Betton called her parents her first fans. They encouraged her to sing more and chase after her dreams. Her parents also instilled in her the importance of supporting oneself while chasing after dreams. She went to school part-time, sang in open-mic nights and networked.
Last year, Betton won Operation Rising Star, a Fort Stewart/Hunter Army Airfield competition. She went on to become one of six finalists in the Operation Rising Star competition in San Antonio and finished second. Betton continued to compete.
“I also auditioned for ‘Sunday’s Best’ twice. Each time you get a little further, but ultimately I was never able to make it to the main platform. It was kind of disheartening because you go in, ‘This is for me. This is my time.’ And then it’s not,” Betton said. “I had such an amazing support system back in Hinesville. Even though I said I’m not going to do this anymore. People said, ‘Keep going. Stay. Keep fighting. This is what you’re supposed to be doing.’”
While competing in Operation Rising Star, Betton connected with Victor Hurtado, artistic director of the Army Soldier Show. She expressed her interest in auditioning at the open call for “The Voice.” Hurtado made some calls, and Betton was able to have a private audition.

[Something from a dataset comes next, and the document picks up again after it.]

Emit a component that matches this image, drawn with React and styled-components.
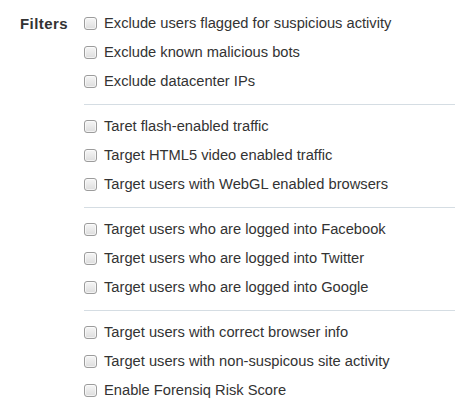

“It’s been an awesome experience. I’ve never experienced this level of excellence. The people that work with ‘The Voice’ are so nice. They treat you as if you already made it,” she said. “What I love about ‘The Voice’ is that they don’t look to exploit you as an artist.”
Betton said that all of the show’s contestants on the show have become like family. They call and text one another and are genuinely excited to watch each other perform.
The blind audition
The first thing that went through Betton’s mind while going to the stage was to not trip on national television. She didn’t want that to run in the bloopers footage. Then, she focused on controlling her breathing and making sure that every note was intentional.
When Pharell turned his chair around, Betton was relieved. It meant that she didn’t go through everything only to return emptyhanded. She was overwhelmed with tears when she left the stage.
“I could not even compose myself for a minute because everything that I had done through up until this point has brought me to this point, regardless of naysayers and my own negative thoughts. Someone said, ‘I hear something special and I feel something special in this individual, and I’m going to go and take a chance.’ And that means the world to someone like me, who is really trying to find their footing in the music industry,” she said.
She described Pharell as an amazing, monumental person and figure in music. Betton is looking forward to learning from him.
Betton chose to sing “Love You I Do” for her husband. After he obtained his master’s degree, he encouraged her to chase after her own dreams.
He told her, “Now is your time. I really want to push you to go for your dreams and do what you want to do. You have an amazing gift.”
Betton said her husband has put her in a place where she doesn’t have to worry about her children lacking in anything because she decided to chase her dream.
She also chose the song because it was fun and spans the scope of what one can do musically.
Next for Betton is the battle rounds, in which she will be paired with a teammate for a performance. Pharrell will choose which one advances.
To her friends and family in Hinesville Betton said, “Thank you all so much for your love and support and being behind me and pushing me. I can’t truly find enough words to say thank you. I love you all — I really, really do. That’s my second home and I hope I make you all proud. Bringing God glory and making you all proud would make me super-happy. You all have done so much for my family and I just want to represent you all well.”